Word for word, print each line of the listing below; pictures stay out.

** START Stored data **

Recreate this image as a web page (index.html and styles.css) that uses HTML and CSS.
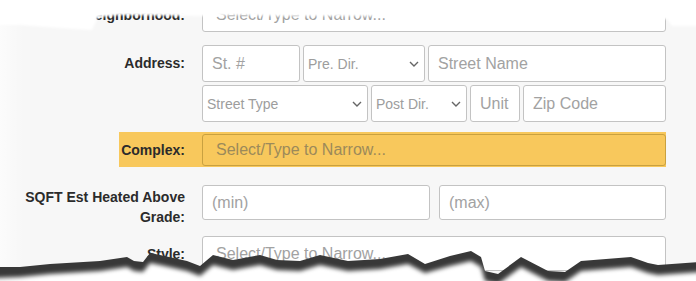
FILE: index.html
```html
<!DOCTYPE html>
<html>
<head>
    <meta charset="UTF-8">
    <title>Search Form</title>
    <link rel="stylesheet" href="styles.css">
</head>
<body>
    <div class="form">
        <div class="row row-neigh">
            <label class="lbl">Neighborhood:</label>
            <input class="fld wide" placeholder="Select/Type to Narrow...">
        </div>

        <div class="row row-addr">
            <label class="lbl">Address:</label>
            <div class="addr">
                <div class="addr-line one">
                    <input class="fld" placeholder="St. #">
                    <select class="fld sel"><option>Pre. Dir.</option></select>
                    <input class="fld" placeholder="Street Name">
                </div>
                <div class="addr-line two">
                    <select class="fld sel"><option>Street Type</option></select>
                    <select class="fld sel"><option>Post Dir.</option></select>
                    <input class="fld" placeholder="Unit">
                    <input class="fld" placeholder="Zip Code">
                </div>
            </div>
        </div>

        <div class="row row-hl">
            <label class="lbl">Complex:</label>
            <input class="fld wide" placeholder="Select/Type to Narrow...">
        </div>

        <div class="row row-sqft">
            <label class="lbl lbl-top">SQFT Est Heated Above Grade:</label>
            <div class="range">
                <input class="fld" placeholder="(min)">
                <input class="fld" placeholder="(max)">
            </div>
        </div>

        <div class="row row-style">
            <label class="lbl">Style:</label>
            <input class="fld wide" placeholder="Select/Type to Narrow...">
        </div>
    </div>

    <!-- torn paper edges of the screenshot -->
    <svg class="paper-edge" width="696" height="281" viewBox="0 0 696 281">
        <defs>
            <filter id="soft" x="-5%" y="-50%" width="110%" height="200%">
                <feGaussianBlur stdDeviation="2.2"/>
            </filter>
            <filter id="soft1" x="-5%" y="-50%" width="110%" height="200%">
                <feGaussianBlur stdDeviation="1.2"/>
            </filter>
            <linearGradient id="fadeLeft" x1="0" x2="1" y1="0" y2="0">
                <stop offset="0" stop-color="#fff" stop-opacity="0.6"/>
                <stop offset="1" stop-color="#fff" stop-opacity="0"/>
            </linearGradient>
        </defs>
        <rect x="0" y="0" width="24" height="281" fill="url(#fadeLeft)"/>
        <path filter="url(#soft1)" fill="#fff" d="M-10,-10 L706,-10 L706,26 L672,26 L667,19 L600,17 L480,16 L350,16 L280,16 L240,15 L200,16 L120,15 L98,17 L92,30 L60,28 L20,25 L-10,25 Z"/>
        <path fill="#383838" d="M-5,267 L20,267 L50,264 L100,261 L127,257 L134,261 L143,262 L150,253 L160,255 L187,261 L200,266 L213,255 L233,260 L260,255 L277,260 L300,261 L320,255 L348,261 L380,259 L408,254 L425,264 L450,256 L471,251 L481,257 L485,271 L498,274 L521,257 L548,271 L565,272 L581,261 L631,257 L648,263 L658,265 L700,262 L700,290 L-5,290 Z"/>
        <path filter="url(#soft)" fill="#fff" d="M-5,278 L20,277 L50,274 L100,271 L127,267 L134,271 L143,272 L150,263 L160,265 L187,271 L200,276 L213,265 L233,270 L260,265 L277,270 L300,271 L320,265 L348,271 L380,269 L408,264 L425,273 L450,266 L471,261 L481,267 L485,281 L498,284 L521,267 L548,281 L565,282 L581,271 L631,267 L648,273 L658,275 L700,272 L700,295 L-5,295 Z"/>
    </svg>
</body>
</html>
```

FILE: styles.css
```css
body {
    margin: 0;
    background-color: #f7f7f7;
    font-family: "Liberation Sans", Arial, sans-serif;
    overflow: hidden;
}
.form {
    width: 666px;
    margin-top: -3px;
}
.row {
    display: grid;
    grid-template-columns: 185px 1fr;
    column-gap: 17px;
    align-items: center;
}
.row-addr {
    margin-top: 13px;
}
.row-hl {
    margin-top: 10px;
    padding: 2px 0 1px;
    background: linear-gradient(to right, transparent 119px, #f8c85c 119px);
}
.row-sqft {
    margin-top: 18px;
    grid-template-rows: 35px;
}
.row-style {
    margin-top: 16px;
}
.lbl {
    font-size: 14px;
    font-weight: bold;
    line-height: 20px;
    color: #2b2b2b;
    text-align: right;
}
.row-addr .lbl {
    align-self: start;
    padding-top: 8px;
}
.lbl-top {
    align-self: start;
    padding-top: 2px;
}
.fld {
    box-sizing: border-box;
    width: 100%;
    height: 37px;
    margin: 0;
    padding: 0 9px;
    border: 1px solid #c3c3c3;
    border-radius: 3px;
    background-color: #fff;
    font-family: "Liberation Sans", Arial, sans-serif;
    font-size: 16px;
    color: #555;
    outline: none;
}
.fld::placeholder {
    color: #a2a2a2;
}
.wide {
    height: 35px;
    padding-left: 13px;
}
.row-hl .fld {
    height: 32px;
    background-color: transparent;
    border-color: #c9a140;
}
.row-hl .fld::placeholder {
    color: #9c8a5a;
}
.sel {
    appearance: none;
    -webkit-appearance: none;
    padding: 0 18px 0 4px;
    font-size: 14px;
    color: #9d9d9d;
    background-image: url("data:image/svg+xml,%3Csvg xmlns='http://www.w3.org/2000/svg' width='10' height='6' viewBox='0 0 10 6'%3E%3Cpath d='M1 1l4 4 4-4' fill='none' stroke='%23666' stroke-width='1.4'/%3E%3C/svg%3E");
    background-repeat: no-repeat;
    background-position: right 5px center;
}
.addr {
    display: flex;
    flex-direction: column;
    gap: 3px;
}
.addr-line {
    display: grid;
    gap: 3px;
}
.addr-line.one {
    grid-template-columns: 98px 122px 1fr;
}
.addr-line.two {
    grid-template-columns: 166px 96px 50px 1fr;
}
.range {
    display: grid;
    grid-template-columns: 228px 1fr;
    gap: 9px;
}
.range .fld {
    height: 35px;
}
.paper-edge {
    position: absolute;
    left: 0;
    top: 0;
    pointer-events: none;
}
```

** END Stored data **

_The response_.
Recreate this image as a web page (index.html and styles.css) that uses HTML and CSS.
FILE: index.html
```html
<!DOCTYPE html>
<html>
<head>
    <meta charset="UTF-8">
    <title>Search Form</title>
    <link rel="stylesheet" href="styles.css">
</head>
<body>
    <div class="form">
        <div class="row row-neigh">
            <label class="lbl">Neighborhood:</label>
            <input class="fld wide" placeholder="Select/Type to Narrow...">
        </div>

        <div class="row row-addr">
            <label class="lbl">Address:</label>
            <div class="addr">
                <div class="addr-line one">
                    <input class="fld" placeholder="St. #">
                    <select class="fld sel"><option>Pre. Dir.</option></select>
                    <input class="fld" placeholder="Street Name">
                </div>
                <div class="addr-line two">
                    <select class="fld sel"><option>Street Type</option></select>
                    <select class="fld sel"><option>Post Dir.</option></select>
                    <input class="fld" placeholder="Unit">
                    <input class="fld" placeholder="Zip Code">
                </div>
            </div>
        </div>

        <div class="row row-hl">
            <label class="lbl">Complex:</label>
            <input class="fld wide" placeholder="Select/Type to Narrow...">
        </div>

        <div class="row row-sqft">
            <label class="lbl lbl-top">SQFT Est Heated Above Grade:</label>
            <div class="range">
                <input class="fld" placeholder="(min)">
                <input class="fld" placeholder="(max)">
            </div>
        </div>

        <div class="row row-style">
            <label class="lbl">Style:</label>
            <input class="fld wide" placeholder="Select/Type to Narrow...">
        </div>
    </div>

    <!-- torn paper edges of the screenshot -->
    <svg class="paper-edge" width="696" height="281" viewBox="0 0 696 281">
        <defs>
            <filter id="soft" x="-5%" y="-50%" width="110%" height="200%">
                <feGaussianBlur stdDeviation="2.2"/>
            </filter>
            <filter id="soft1" x="-5%" y="-50%" width="110%" height="200%">
                <feGaussianBlur stdDeviation="1.2"/>
            </filter>
            <linearGradient id="fadeLeft" x1="0" x2="1" y1="0" y2="0">
                <stop offset="0" stop-color="#fff" stop-opacity="0.6"/>
                <stop offset="1" stop-color="#fff" stop-opacity="0"/>
            </linearGradient>
        </defs>
        <rect x="0" y="0" width="24" height="281" fill="url(#fadeLeft)"/>
        <path filter="url(#soft1)" fill="#fff" d="M-10,-10 L706,-10 L706,26 L672,26 L667,19 L600,17 L480,16 L350,16 L280,16 L240,15 L200,16 L120,15 L98,17 L92,30 L60,28 L20,25 L-10,25 Z"/>
        <path fill="#383838" d="M-5,267 L20,267 L50,264 L100,261 L127,257 L134,261 L143,262 L150,253 L160,255 L187,261 L200,266 L213,255 L233,260 L260,255 L277,260 L300,261 L320,255 L348,261 L380,259 L408,254 L425,264 L450,256 L471,251 L481,257 L485,271 L498,274 L521,257 L548,271 L565,272 L581,261 L631,257 L648,263 L658,265 L700,262 L700,290 L-5,290 Z"/>
        <path filter="url(#soft)" fill="#fff" d="M-5,278 L20,277 L50,274 L100,271 L127,267 L134,271 L143,272 L150,263 L160,265 L187,271 L200,276 L213,265 L233,270 L260,265 L277,270 L300,271 L320,265 L348,271 L380,269 L408,264 L425,273 L450,266 L471,261 L481,267 L485,281 L498,284 L521,267 L548,281 L565,282 L581,271 L631,267 L648,273 L658,275 L700,272 L700,295 L-5,295 Z"/>
    </svg>
</body>
</html>
```

FILE: styles.css
```css
body {
    margin: 0;
    background-color: #f7f7f7;
    font-family: "Liberation Sans", Arial, sans-serif;
    overflow: hidden;
}
.form {
    width: 666px;
    margin-top: -3px;
}
.row {
    display: grid;
    grid-template-columns: 185px 1fr;
    column-gap: 17px;
    align-items: center;
}
.row-addr {
    margin-top: 13px;
}
.row-hl {
    margin-top: 10px;
    padding: 2px 0 1px;
    background: linear-gradient(to right, transparent 119px, #f8c85c 119px);
}
.row-sqft {
    margin-top: 18px;
    grid-template-rows: 35px;
}
.row-style {
    margin-top: 16px;
}
.lbl {
    font-size: 14px;
    font-weight: bold;
    line-height: 20px;
    color: #2b2b2b;
    text-align: right;
}
.row-addr .lbl {
    align-self: start;
    padding-top: 8px;
}
.lbl-top {
    align-self: start;
    padding-top: 2px;
}
.fld {
    box-sizing: border-box;
    width: 100%;
    height: 37px;
    margin: 0;
    padding: 0 9px;
    border: 1px solid #c3c3c3;
    border-radius: 3px;
    background-color: #fff;
    font-family: "Liberation Sans", Arial, sans-serif;
    font-size: 16px;
    color: #555;
    outline: none;
}
.fld::placeholder {
    color: #a2a2a2;
}
.wide {
    height: 35px;
    padding-left: 13px;
}
.row-hl .fld {
    height: 32px;
    background-color: transparent;
    border-color: #c9a140;
}
.row-hl .fld::placeholder {
    color: #9c8a5a;
}
.sel {
    appearance: none;
    -webkit-appearance: none;
    padding: 0 18px 0 4px;
    font-size: 14px;
    color: #9d9d9d;
    background-image: url("data:image/svg+xml,%3Csvg xmlns='http://www.w3.org/2000/svg' width='10' height='6' viewBox='0 0 10 6'%3E%3Cpath d='M1 1l4 4 4-4' fill='none' stroke='%23666' stroke-width='1.4'/%3E%3C/svg%3E");
    background-repeat: no-repeat;
    background-position: right 5px center;
}
.addr {
    display: flex;
    flex-direction: column;
    gap: 3px;
}
.addr-line {
    display: grid;
    gap: 3px;
}
.addr-line.one {
    grid-template-columns: 98px 122px 1fr;
}
.addr-line.two {
    grid-template-columns: 166px 96px 50px 1fr;
}
.range {
    display: grid;
    grid-template-columns: 228px 1fr;
    gap: 9px;
}
.range .fld {
    height: 35px;
}
.paper-edge {
    position: absolute;
    left: 0;
    top: 0;
    pointer-events: none;
}
```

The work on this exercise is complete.